Big lines like that also affect everyone else in the vicinity. Having a bunch of loiterers blocking the sidewalk creates chaos. An unintended bump turns into a “watch it, buddy!” which turns into a shove, which turns into a punch, which turns into a fight, and suddenly you’re bartering antibiotics for bullets as your town burns down around the fleeing thousands.

All because you and everyone else thinks lines should work as “first come, first serve.”

A pair of Danish researchers have published a paper suggesting we can avoid this mess by pretty much doing the opposite, and serving the last person in line first. It’s totally counterintuitive — and raises a ton of questions about fairness and rewarding for patience — but it might actually make a bit of sense.
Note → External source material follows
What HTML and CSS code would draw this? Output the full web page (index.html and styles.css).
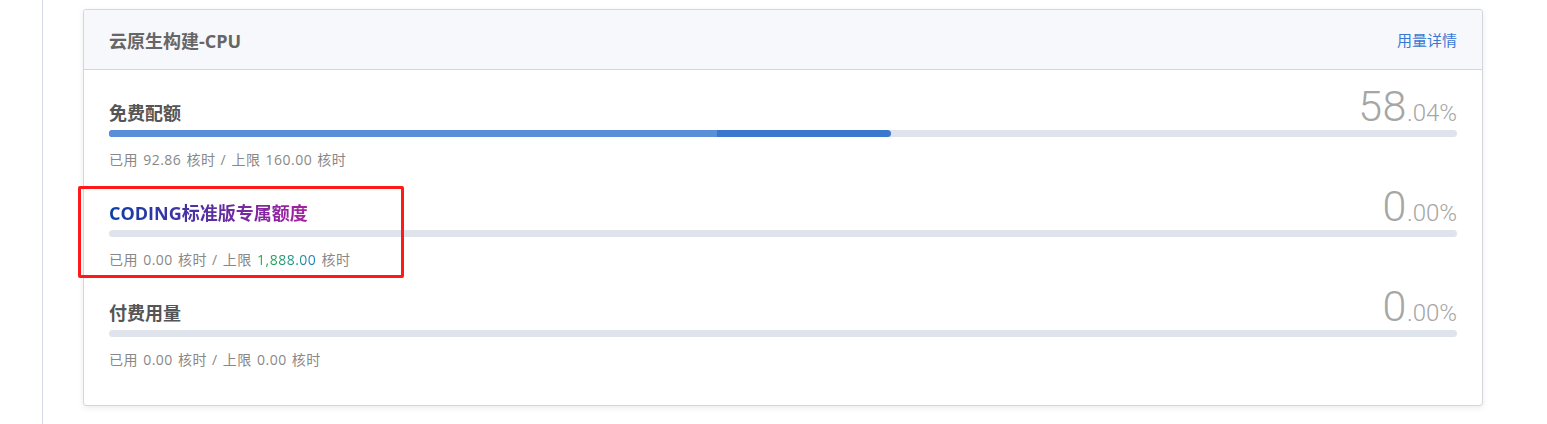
FILE: index.html
```html
<!DOCTYPE html>
<html lang="zh-CN">
<head>
    <meta charset="UTF-8">
    <meta name="viewport" content="width=device-width, initial-scale=1.0">
    <title>云原生构建-CPU</title>
    <link rel="stylesheet" href="styles.css">
</head>
<body>
    <div class="page">
        <div class="side"></div>

        <div class="main">
            <div class="card">
                <div class="card-header">
                    <span class="card-title">云原生构建-CPU</span>
                    <a class="card-link" href="#">用量详情</a>
                </div>

                <div class="card-body">
                    <div class="quota">
                        <div class="quota-head">
                            <span class="quota-name">免费配额</span>
                            <span class="quota-percent"><span class="int">58</span><span class="dec">.04%</span></span>
                        </div>
                        <div class="bar">
                            <div class="bar-fill" style="width: 58.04%">
                                <div class="bar-part" style="width: 77.7%"></div>
                            </div>
                        </div>
                        <div class="quota-info">已用 92.86 核时 / 上限 160.00 核时</div>
                    </div>

                    <div class="quota highlight">
                        <div class="quota-head">
                            <span class="quota-name special">CODING标准版专属额度</span>
                            <span class="quota-percent"><span class="int">0</span><span class="dec">.00%</span></span>
                        </div>
                        <div class="bar"></div>
                        <div class="quota-info">已用 0.00 核时 / 上限 <span class="limit">1,888.00</span> 核时</div>
                    </div>

                    <div class="quota">
                        <div class="quota-head">
                            <span class="quota-name">付费用量</span>
                            <span class="quota-percent"><span class="int">0</span><span class="dec">.00%</span></span>
                        </div>
                        <div class="bar"></div>
                        <div class="quota-info">已用 0.00 核时 / 上限 0.00 核时</div>
                    </div>
                </div>
            </div>
        </div>
    </div>
</body>
</html>
```

FILE: styles.css
```css
body {
    margin: 0;
    padding: 0;
    background-color: #fff;
    font-family: 'Open Sans', 'Noto Sans CJK SC', sans-serif;
    color: #555;
}

.page {
    display: flex;
    min-height: 424px;
}

.side {
    width: 42px;
    border-right: 1px solid #d5d9e6;
    flex-shrink: 0;
}

.main {
    padding: 9px 0 0 40px;
}

.card {
    width: 1398px;
    border: 1px solid #d3d6df;
    border-radius: 3px;
    background-color: #fff;
    box-shadow: 0 2px 6px rgba(0, 0, 0, 0.08);
}

.card-header {
    height: 59px;
    display: flex;
    align-items: center;
    justify-content: space-between;
    padding: 0 25px;
    background-color: #f7f8fb;
    border-bottom: 1px solid #d3d6df;
    border-radius: 3px 3px 0 0;
}

.card-title {
    font-size: 18px;
    font-weight: bold;
    color: #666;
}

.card-link {
    font-size: 15px;
    color: #3a78d6;
    text-decoration: none;
}

.card-body {
    padding: 20px 25px 35px;
}

.quota {
    position: relative;
    margin-bottom: 20px;
}

.quota:last-child {
    margin-bottom: 0;
}

.quota-head {
    height: 40px;
    display: flex;
    align-items: flex-end;
    justify-content: space-between;
}

.quota-name {
    font-size: 18px;
    line-height: 24px;
    margin-bottom: 5px;
    font-weight: bold;
    color: #555;
}

.quota-name.special {
    background: linear-gradient(90deg, #0a3ea6, #a8209f);
    -webkit-background-clip: text;
    background-clip: text;
    color: transparent;
}

.quota-percent {
    font-family: 'Roboto', sans-serif;
    font-weight: 300;
    color: #a6a6a6;
    line-height: 29px;
}

.quota-percent .int {
    font-size: 43px;
    letter-spacing: 0.5px;
}

.quota-percent .dec {
    font-size: 24px;
}

.bar {
    height: 7px;
    border-radius: 4px;
    background-color: #dfe3ec;
    overflow: hidden;
}

.bar-fill {
    height: 100%;
    background-color: #3a77cf;
    border-radius: 0 4px 4px 0;
}

.bar-part {
    height: 100%;
    background-color: #5b8fd7;
}

.quota-info {
    margin-top: 13px;
    font-size: 14px;
    line-height: 20px;
    letter-spacing: 0.5px;
    word-spacing: 1px;
    color: #888;
}

.limit {
    background: linear-gradient(90deg, #1fad2e, #1a7fc0);
    -webkit-background-clip: text;
    background-clip: text;
    color: transparent;
}

.highlight::after {
    content: '';
    position: absolute;
    left: -31px;
    top: -4px;
    width: 320px;
    height: 86px;
    border: 3px solid #ff1a1a;
    border-radius: 2px;
}
```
The researchers, business professors from the University of Southern Denmark, explored situations where specific facilities, like online ticket vendors, doctor’s phone lines, or traffic jams, offer a service that causes recipients to form bottleneck lines. The fairest way to receive these people is to serve them based in the order that they’ve gotten in line. Or so we’ve been led to believe by the early risers.

The researchers argue first-come-first-serve causes lines to balloon and forces people to queue for the longest time possible. They propose a last-in-first-out system that makes a sucker’s game out of waiting. People are much less likely to queue up early, because there’s almost no incentive to doing so, other than to avoid any line whatsoever. Thus people aim to join lines late, and lines stay relatively short. The researchers argue people will always be served, and others continue to arrive a little faster than they are served.

Sure, that all makes sense. And it also doesn’t. In this system, people would presumably try joining lines at literally the last possible second. Really, all that ends up happening is that the tail of the line becomes the head, and everyone simply looks to keep moving to the back. Just imagine everyone trying to cut to the back of the line. Eventually that just becomes the place to be to get served, and it becomes the new front of the line.

And to a certain extent, the Danish researchers agree — there’s no way a system like this would work for physical lines. No one will be okay with seeing their asshole buddy who’s late to everything waltz up to the back of the line at the deli and get served first. More likely is someone will be serving him up a kick in the pants.

But instead, the researchers think a last-in-first-out system could work well to reduce waiting times in telephone and internet queues. Instead of everyone being the first to try to buy up tickets for Taylor Swift’s new tour and crashing the box office website, people are more likely to wait a bit longer. Something like that … kind of makes sense.